Treating Minor Rotator Cuff Tears: When Less Is MoreLike most injuries, tears to the rotator cuff--the tendons that surround and support the shoulder joint--are a matter of degrees. If the tear is slight, involving less than a quarter of the tendon, it is called a "grade 1 tear." If the tear is medium-sized, involving more than a quarter but less than half of the tendon, it is a "grade 2 tear." If the tear goes through more than half of the tendon, it is a "grade 3 tear."
Deep tears must be repaired or stitched back together in order for the shoulder to function properly. But another treatment called acromioplasty may be sufficient for minor tears. With acromioplasty, surgeons shave part of the acromion bone on the point of the shoulder. A ligament over the top of the shoulder is cut, and injured tissues are removed. This takes pressure off the injured rotator cuff and promotes healing.
Acromioplasty can be done using an arthroscope. This slender instrument has a camera on the end that can be inserted through a small incision to let the doctor operate. Arthroscopic acromioplasty is a less invasive procedure than rotator cuff repair. But is it successful for patients with grades 1 and 2 tears?
One hundred patients had arthroscopic acromioplasty. Some of the patients had shoulder impingement, meaning the tendon was pinched, without rotator cuff tears. Some of the patients had grade 1 tears. Most of the patients had grade 2 tears. The patients had all tried nonoperative treatment such as exercises and medications without success.
How did patients fare with acromioplasty? Overall, the results were excellent. Patients with rotator cuff tears did just as well as those without tears. About five years after acromioplasty, most patients had little or no pain, and good shoulder strength and motion. These results were stable over time. Patients did not develop shoulder problems later on, as some researchers worried they might.

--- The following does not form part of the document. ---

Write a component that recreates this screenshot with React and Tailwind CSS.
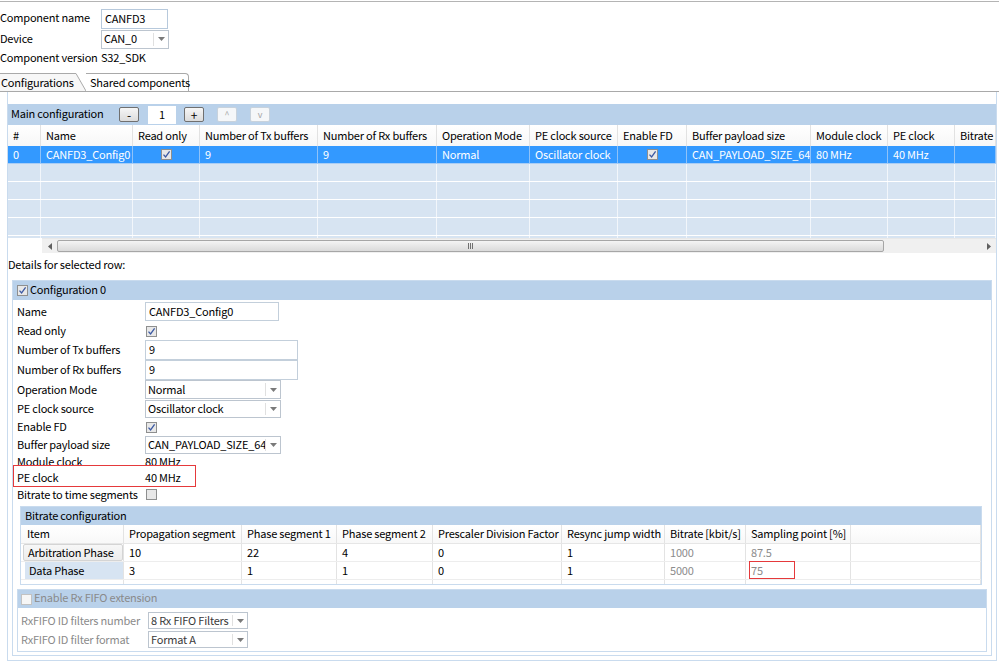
import React from "react";

function Check({ checked = true, disabled = false }) {
  return (
    <span
      className={
        disabled
          ? "inline-flex w-[11px] h-[11px] shrink-0 items-center justify-center border border-[#c2c2c2] bg-[#f6f6f6]"
          : "inline-flex w-[11px] h-[11px] shrink-0 items-center justify-center border border-[#8e8f8f] bg-[#e8e8e8]"
      }
    >
      {checked && (
        <svg width="9" height="9" viewBox="0 0 9 9">
          <path d="M1.5 4.6 L3.6 7 L7.6 1.4" fill="none" stroke="#3d5aa3" strokeWidth="1.3" />
        </svg>
      )}
    </span>
  );
}

function Arrow() {
  return (
    <svg width="7" height="4" viewBox="0 0 7 4">
      <path d="M0 0 L7 0 L3.5 4Z" fill="#7a7a7a" />
    </svg>
  );
}

function Select({ w, h, value, dim = false }) {
  return (
    <div className={`${w} ${h} flex border border-[#bcc5cf] bg-white`}>
      <div className={dim ? "flex-1 flex items-center pl-[2px] pb-[2px] text-[#3a3a3a] overflow-hidden" : "flex-1 flex items-center pl-[2px] pb-[2px] overflow-hidden"}>{value}</div>
      <div className="w-[15px] shrink-0 my-[2px] border-l border-[#e0e0e0] flex items-center justify-center">
        <Arrow />
      </div>
    </div>
  );
}

const mainCols = [
  "w-[33px]", "w-[92px]", "w-[67px]", "w-[118px]", "w-[119px]", "w-[93px]",
  "w-[88px]", "w-[69px]", "w-[124px]", "w-[77px]", "w-[67px]", "flex-1",
];
const mainHead = [
  "#", "Name", "Read only", "Number of Tx buffers", "Number of Rx buffers", "Operation Mode",
  "PE clock source", "Enable FD", "Buffer payload size", "Module clock", "PE clock", "Bitrate",
];
const mainRow = [
  "0", "CANFD3_Config0", "CHECK", "9", "9", "Normal", "Oscillator clock", "CHECK",
  "CAN_PAYLOAD_SIZE_64", "80 MHz", "40 MHz", "",
];

const brCols = [
  "w-[103px]", "w-[118px]", "w-[95px]", "w-[96px]", "w-[129px]", "w-[103px]", "w-[81px]", "w-[105px]", "flex-1",
];
const brHead = [
  "Item", "Propagation segment", "Phase segment 1", "Phase segment 2", "Prescaler Division Factor",
  "Resync jump width", "Bitrate [kbit/s]", "Sampling point [%]", "",
];
const brRows = [
  ["Arbitration Phase", "10", "22", "4", "0", "1", "1000", "87.5", ""],
  ["Data Phase", "3", "1", "1", "0", "1", "5000", "75", ""],
];

function SmallBtn({ label, disabled = false }) {
  return (
    <div
      className={
        disabled
          ? "w-[20px] h-[15px] flex items-center justify-center rounded-[2px] border border-[#c8d2dc] bg-[#f5f7f9] text-[#a8a8a8] text-[9px] leading-none"
          : "w-[20px] h-[15px] flex items-center justify-center rounded-[2px] border border-[#707070] bg-gradient-to-b from-[#f6f6f6] to-[#dcdcdc] text-[12px] leading-none"
      }
    >
      {label}
    </div>
  );
}

function FormRow({ h, label, children }) {
  return (
    <div className={`${h} flex items-center`}>
      <div className="w-[128px] shrink-0 pb-[2px]">{label}</div>
      {children}
    </div>
  );
}

export default function App() {
  return (
    <div className="relative w-[999px] h-[664px] overflow-hidden bg-white text-[11px] leading-[14px] tracking-[-0.2px] text-black whitespace-nowrap font-['Noto_Sans_CJK_SC','Microsoft_YaHei',sans-serif]">
      {/* top line */}
      <div className="h-[2px] border-b border-[#b4b4b4]" />

      {/* component form */}
      <div className="mt-[6px] flex flex-col">
        <div className="h-[21px] flex items-center">
          <div className="w-[101px] pb-[3px]">Component name</div>
          <div className="w-[67px] h-[20px] border border-[#b7c9dc] flex items-center pl-[3px] pb-[2px]">CANFD3</div>
        </div>
        <div className="h-[20px] flex items-center">
          <div className="w-[101px] pb-[3px]">Device</div>
          <Select w="w-[68px]" h="h-[19px]" value="CAN_0" />
        </div>
        <div className="h-[18px] flex items-center">
          <div className="w-[101px] pb-[3px]">Component version</div>
          <div className="pb-[3px]">S32_SDK</div>
        </div>
      </div>

      {/* tabs */}
      <div className="mt-[6px] h-[19px] flex border-b border-[#a9a9a9]">
        <div className="w-[75px] border-t border-[#a9a9a9] bg-[#f7f7f7] flex items-center pl-[1px] pb-[2px]">Configurations</div>
        <svg width="11" height="18" viewBox="0 0 11 18" className="shrink-0">
          <path d="M0 0.5 L1 0.5 L11 18 L0 18Z" fill="#f7f7f7" />
          <path d="M0 0.5 L1 0.5 L11 18" fill="none" stroke="#a9a9a9" strokeWidth="1" />
        </svg>
        <div className="w-[103px] border-t border-r border-[#a9a9a9] rounded-tr-[4px] flex items-center pl-[4px] pb-[2px]">Shared components</div>
      </div>

      {/* panel */}
      <div className="ml-[7px] w-[990px] h-[569px] border-l border-r border-b border-[#c9dbee] pt-[12px] flex flex-col">
        {/* main configuration table */}
        <div className="h-[21px] bg-[#b9d1ea] flex items-center">
          <div className="w-[111px] pl-[3px] pb-[4px]">Main configuration</div>
          <SmallBtn label="-" />
          <div className="ml-[9px] w-[28px] h-[18px] bg-white flex items-center justify-center pb-[2px]">1</div>
          <div className="ml-[8px]"><SmallBtn label="+" /></div>
          <div className="ml-[13px]"><SmallBtn label="^" disabled /></div>
          <div className="ml-[13px]"><SmallBtn label="v" disabled /></div>
        </div>
        <div className="h-[21px] flex bg-gradient-to-b from-white to-[#f7f7f7]">
          {mainHead.map((t, i) => (
            <div key={i} className={`${mainCols[i]} shrink-0 border-r border-[#e2e2e2] flex items-center pl-[5px] pb-[1px] overflow-hidden`}>
              {t}
            </div>
          ))}
        </div>
        <div className="h-[18px] flex bg-[#3399ff] text-white border-b border-[#a9cdf5]">
          {mainRow.map((t, i) => (
            <div key={i} className={`${mainCols[i]} shrink-0 border-r border-[#8fc2f8] flex items-center overflow-hidden ${t === "CHECK" ? "justify-center" : "pl-[5px] pb-[1px]"}`}>
              {t === "CHECK" ? <Check /> : t}
            </div>
          ))}
        </div>
        {[0, 1, 2, 3].map((r) => (
          <div key={r} className="h-[18px] flex bg-[#d7e4f2] border-b border-white">
            {mainCols.map((c, i) => (
              <div key={i} className={`${c} shrink-0 border-r border-[#f2f6fb]`} />
            ))}
          </div>
        ))}
        <div className="h-[2px] flex bg-[#d7e4f2]">
          {mainCols.map((c, i) => (
            <div key={i} className={`${c} shrink-0 border-r border-[#f2f6fb]`} />
          ))}
        </div>
        {/* scrollbar */}
        <div className="h-[15px] flex bg-white">
          <div className="w-[34px]" />
          <div className="flex-1 flex bg-[#f0f0f0] border-t border-[#e8e8e8]">
            <div className="w-[15px] flex items-center justify-center">
              <svg width="4" height="7" viewBox="0 0 4 7"><path d="M4 0 L4 7 L0 3.5Z" fill="#606060" /></svg>
            </div>
            <div className="w-[827px] my-[1px] rounded-[2px] border border-[#a6a6a6] bg-gradient-to-b from-[#f4f4f4] to-[#dadada] flex items-center justify-center">
              <div className="flex gap-[1px]">
                <div className="w-[1px] h-[6px] bg-[#707070]" />
                <div className="w-[1px] h-[6px] bg-[#707070]" />
                <div className="w-[1px] h-[6px] bg-[#707070]" />
              </div>
            </div>
            <div className="flex-1" />
            <div className="w-[15px] flex items-center justify-center">
              <svg width="4" height="7" viewBox="0 0 4 7"><path d="M0 0 L0 7 L4 3.5Z" fill="#606060" /></svg>
            </div>
          </div>
        </div>

        <div className="h-[25px] flex items-center pb-[4px]">Details for selected row:</div>

        {/* Configuration 0 group */}
        <div className="mt-[2px] ml-[4px] w-[980px] border border-[#c9dbee] pb-[3px]">
          <div className="h-[19px] bg-[#b9d1ea] flex items-center pl-[4px] gap-[2px]">
            <Check />
            <span className="pb-[4px]">Configuration 0</span>
          </div>
          <div className="pt-[1px] pl-[4px] flex flex-col">
            <FormRow h="h-[21px]" label="Name">
              <div className="w-[134px] h-[19px] border border-[#c3cfdb] flex items-center pl-[3px] pb-[2px]">CANFD3_Config0</div>
            </FormRow>
            <FormRow h="h-[18px]" label="Read only">
              <div className="pl-[1px] flex"><Check /></div>
            </FormRow>
            <FormRow h="h-[20px]" label="Number of Tx buffers">
              <div className="w-[153px] h-[20px] border border-[#c3cfdb] flex items-center pl-[3px] pb-[2px]">9</div>
            </FormRow>
            <FormRow h="h-[20px]" label="Number of Rx buffers">
              <div className="w-[153px] h-[20px] border border-[#c3cfdb] flex items-center pl-[3px] pb-[2px]">9</div>
            </FormRow>
            <FormRow h="h-[19px]" label="Operation Mode">
              <Select w="w-[136px]" h="h-[19px]" value="Normal" />
            </FormRow>
            <FormRow h="h-[19px]" label="PE clock source">
              <Select w="w-[136px]" h="h-[18px]" value="Oscillator clock" />
            </FormRow>
            <FormRow h="h-[18px]" label="Enable FD">
              <div className="pl-[1px] flex"><Check /></div>
            </FormRow>
            <FormRow h="h-[18px]" label="Buffer payload size">
              <Select w="w-[136px]" h="h-[18px]" value="CAN_PAYLOAD_SIZE_64" />
            </FormRow>
            <FormRow h="h-[16px]" label="Module clock">
              <div className="pb-[2px]">80 MHz</div>
            </FormRow>
            <FormRow h="h-[16px]" label="PE clock">
              <div className="pb-[2px]">40 MHz</div>
            </FormRow>
            <FormRow h="h-[17px]" label="Bitrate to time segments">
              <div className="pl-[1px] flex"><Check checked={false} /></div>
            </FormRow>
          </div>

          {/* Bitrate configuration group */}
          <div className="mt-[3px] ml-[7px] w-[962px] border border-[#c9dbee]">
            <div className="h-[18px] bg-[#b9d1ea] flex items-center pl-[4px] pb-[3px]">Bitrate configuration</div>
            <div className="h-[19px] flex border-b border-[#e6e6e6] bg-gradient-to-b from-white to-[#f8f8f8]">
              {brHead.map((t, i) => (
                <div key={i} className={`${brCols[i]} shrink-0 border-r border-[#e3e3e3] flex items-center pb-[2px] overflow-hidden ${i === 0 ? "pl-[6px]" : "pl-[5px]"}`}>
                  {t}
                </div>
              ))}
            </div>
            {brRows.map((row, r) => (
              <div key={r} className="h-[18px] flex border-b border-[#ededed]">
                {row.map((t, i) => {
                  if (i === 0) {
                    return (
                      <div key={i} className={`${brCols[i]} shrink-0 border-r border-[#e3e3e3] flex pl-[2px]`}>
                        <div
                          className={
                            r === 0
                              ? "flex-1 flex items-center pl-[4px] pb-[2px] bg-gradient-to-b from-[#f7f7f7] to-[#ececec] border border-[#d4d4d4] rounded-[2px]"
                              : "flex-1 flex items-center pl-[4px] pb-[2px] ml-[2px] bg-[#d7e4f2]"
                          }
                        >
                          {t}
                        </div>
                      </div>
                    );
                  }
                  return (
                    <div key={i} className={`${brCols[i]} shrink-0 border-r border-[#e3e3e3] flex items-center pl-[5px] pb-[2px] ${i === 6 || i === 7 ? "text-[#8c8c8c]" : ""}`}>
                      {t}
                    </div>
                  );
                })}
              </div>
            ))}
            <div className="h-[4px] flex">
              {brCols.map((c, i) => (
                <div key={i} className={`${c} shrink-0 border-r border-[#e3e3e3]`} />
              ))}
            </div>
          </div>

          {/* Rx FIFO group */}
          <div className="mt-[4px] ml-[4px] w-[970px] border border-[#c9dbee] pb-[2px]">
            <div className="h-[18px] bg-[#b9d1ea] flex items-center pl-[3px] gap-[2px] text-[#8a8a8a]">
              <Check checked={false} disabled />
              <span className="pb-[4px]">Enable Rx FIFO extension</span>
            </div>
            <div className="pt-[3px] pl-[3px] flex flex-col text-[#8a8a8a]">
              <div className="h-[19px] flex items-center">
                <div className="w-[127px] pb-[2px]">RxFIFO ID filters number</div>
                <Select w="w-[100px]" h="h-[17px]" value="8 Rx FIFO Filters" dim />
              </div>
              <div className="h-[19px] flex items-center">
                <div className="w-[127px] pb-[2px]">RxFIFO ID filter format</div>
                <Select w="w-[100px]" h="h-[17px]" value="Format A" dim />
              </div>
            </div>
          </div>
        </div>
      </div>

      {/* red annotation boxes */}
      <div className="absolute left-[13px] top-[465px] w-[183px] h-[22px] border border-[#e5393b]" />
      <div className="absolute left-[749px] top-[561px] w-[46px] h-[18px] border border-[#e5393b]" />
    </div>
  );
}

Treatment was considered to have failed in eight patients (eight percent). These patients had persistent pain after surgery that did not change over time. Most of the failures happened to patients with grade 2 tears. Failures were also more common when the tear was located on the top surface of the tendon.
Acromioplasty is a reliable treatment for shoulder impingement and minor (grades 1 and 2) rotator cuff tears. Most patients have immediate relief from this procedure. When the treatment fails, it fails early, and the results do not change over time. Failures may be more likely for patients with grade 2 tears in the top surface of the tendon. These tears should probably be sutured together rather than treated only with acromioplasty.
Frank A. Cordasco, MD, et al. The Partial-Thickness Rotator Cuff Tear: Is Acromioplasty Without Repair Sufficient? In The American Journal of Sports Medicine. March/April 2002. Vol. 30. No. 2. Pp. 257-260.